Not surprisingly, some of the highest % benefits occurred in areas where there are larger swaths of mangroves remaining and moderate development. Nonetheless, significant benefits did occur in areas where only small belts of mangroves remain in some of the densest urban corridors. Most of the estimated benefits of mangroves during the Hurricane Irma surge were concentrated in regions of southeast and southwest Florida that have a unique combination of large mangrove extents in front of high densities of people and properties. Almost all of this risk reduction took place in Lee and Collier counties, where Irma made landfall on the mainland. In these counties, mangroves are predicted to have reduced damages to properties during the hurricane by over $1.2 billion. There are some areas where mangroves potentially increased flooding and flood losses, for properties that were built seaward of these natural defenses. Overall, we found that the flood reduction benefits of mangroves are substantially higher than the benefits of salt marshes in the northeast that we found in a prior study using similar models (Narayan et al., 2017). These findings show that it is important to properly account for coastal habitats like mangroves within flood risk models in order to properly characterize coastal risks to people and property.

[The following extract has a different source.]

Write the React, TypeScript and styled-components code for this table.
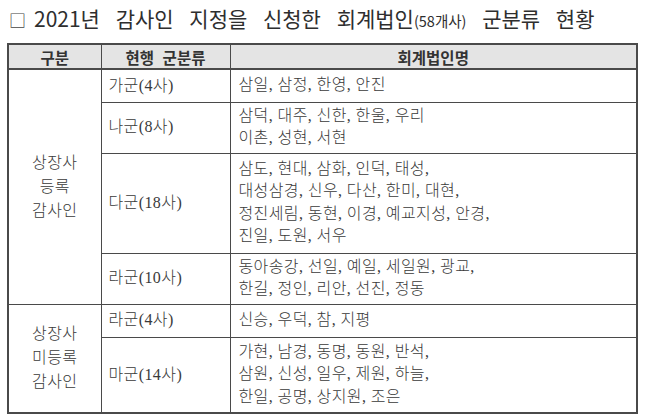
import React from 'react';
import styled, { createGlobalStyle } from 'styled-components';

const GlobalStyle = createGlobalStyle`
  html, body {
    margin: 0;
    padding: 0;
    background: #fff;
  }
  body {
    font-family: "Noto Sans CJK KR", "Noto Sans", sans-serif;
    color: #333;
  }
`;

interface Group {
  label: string[];
  rows: { name: string; height: number; firms: string[] }[];
}

const groups: Group[] = [
  {
    label: ['상장사', '등록', '감사인'],
    rows: [
      { name: '가군(4사)', height: 33, firms: ['삼일, 삼정, 한영, 안진'] },
      { name: '나군(8사)', height: 51, firms: ['삼덕, 대주, 신한, 한울, 우리', '이촌, 성현, 서현'] },
      {
        name: '다군(18사)',
        height: 100,
        firms: [
          '삼도, 현대, 삼화, 인덕, 태성,',
          '대성삼경, 신우, 다산, 한미, 대현,',
          '정진세림, 동현, 이경, 예교지성, 안경,',
          '진일, 도원, 서우',
        ],
      },
      {
        name: '라군(10사)',
        height: 51,
        firms: ['동아송강, 선일, 예일, 세일원, 광교,', '한길, 정인, 리안, 선진, 정동'],
      },
    ],
  },
  {
    label: ['상장사', '미등록', '감사인'],
    rows: [
      { name: '라군(4사)', height: 33, firms: ['신승, 우덕, 참, 지평'] },
      {
        name: '마군(14사)',
        height: 76,
        firms: ['가현, 남경, 동명, 동원, 반석,', '삼원, 신성, 일우, 제원, 하늘,', '한일, 공명, 상지원, 조은'],
      },
    ],
  },
];

function App() {
  return (
    <Page>
      <GlobalStyle />
      <Title>
        <Box>□</Box>2021년 감사인 지정을 신청한 회계법인<Small>(58개사)</Small> 군분류 현황
      </Title>
      <Table>
        <colgroup>
          <col style={{ width: 93 }} />
          <col style={{ width: 129 }} />
          <col />
        </colgroup>
        <thead>
          <tr>
            <Th>구분</Th>
            <Th>현행 군분류</Th>
            <Th>회계법인명</Th>
          </tr>
        </thead>
        <tbody>
          {groups.map((g) =>
            g.rows.map((r, i) => (
              <Row key={g.label.join() + r.name} $height={r.height}>
                {i === 0 && (
                  <GroupCell rowSpan={g.rows.length}>
                    {g.label.map((l) => (
                      <div key={l}>{l}</div>
                    ))}
                  </GroupCell>
                )}
                <ClassCell>{r.name}</ClassCell>
                <FirmCell>
                  {r.firms.map((f) => (
                    <div key={f}>{f}</div>
                  ))}
                </FirmCell>
              </Row>
            ))
          )}
        </tbody>
      </Table>
    </Page>
  );
}

const Page = styled.div`
  width: 647px;
  height: 419px;
  padding: 4px 0 0 7px;
  box-sizing: border-box;
  overflow: hidden;
`;

const Title = styled.div`
  height: 39px;
  font-size: 21px;
  line-height: 28px;
  color: #2e2e2e;
  word-spacing: 11px;
  padding-left: 2px;
  white-space: nowrap;
`;

const Box = styled.span`
  font-size: 17px;
  color: #444;
  margin-right: 8px;
`;

const Small = styled.span`
  font-size: 14.5px;
  word-spacing: 0;
`;

const Table = styled.table`
  width: 631px;
  border-collapse: collapse;
  table-layout: fixed;
  border: 2px solid #4a4a4a;
  color: #333;
`;

const Th = styled.th`
  height: 23px;
  padding: 0;
  background: #e4e4e4;
  border: 1px solid #4a4a4a;
  border-bottom-width: 2px;
  font-size: 15.5px;
  font-weight: 700;
  line-height: 20px;
  color: #333;
  word-spacing: 5px;
`;

const Row = styled.tr<{ $height: number }>`
  height: ${(p) => p.$height}px;
`;

const Cell = styled.td`
  border: 1px solid #4a4a4a;
  padding: 0 0 0 7px;
  vertical-align: middle;
  font-family: "Liberation Serif", "Noto Sans CJK KR", serif;
  font-size: 16px;
  font-weight: 300;
  line-height: 22.5px;
  letter-spacing: 0.4px;
  color: #3a3a3a;
  white-space: nowrap;
`;

const GroupCell = styled(Cell)`
  padding: 0;
  text-align: center;
  line-height: 24px;
`;

const ClassCell = styled(Cell)`
  padding-left: 7px;
`;

const FirmCell = styled(Cell)`
  padding-left: 8px;
  padding-bottom: 1px;
`;

export default App;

The findings of this study make a strong economic case for protecting Florida’s remaining mangroves and restoring mangrove areas as a risk reduction strategy. The results point to the high value of mangroves as natural capital and national risk reduction infrastructure both in tropical areas where they already exist and in more temperate regions across the Gulf of Mexico where mangroves are currently expanding their range. The flood reduction benefits of mangroves are sizeable enough to inform habitat restoration priorities and nature-based risk reduction strategies. These opportunities could include pre-hazard mitigation and disaster recovery spending on mangroves, green municipal bonds to fund restoration, and potential premium reductions from public and private insurance plans for mangrove conservation and restoration.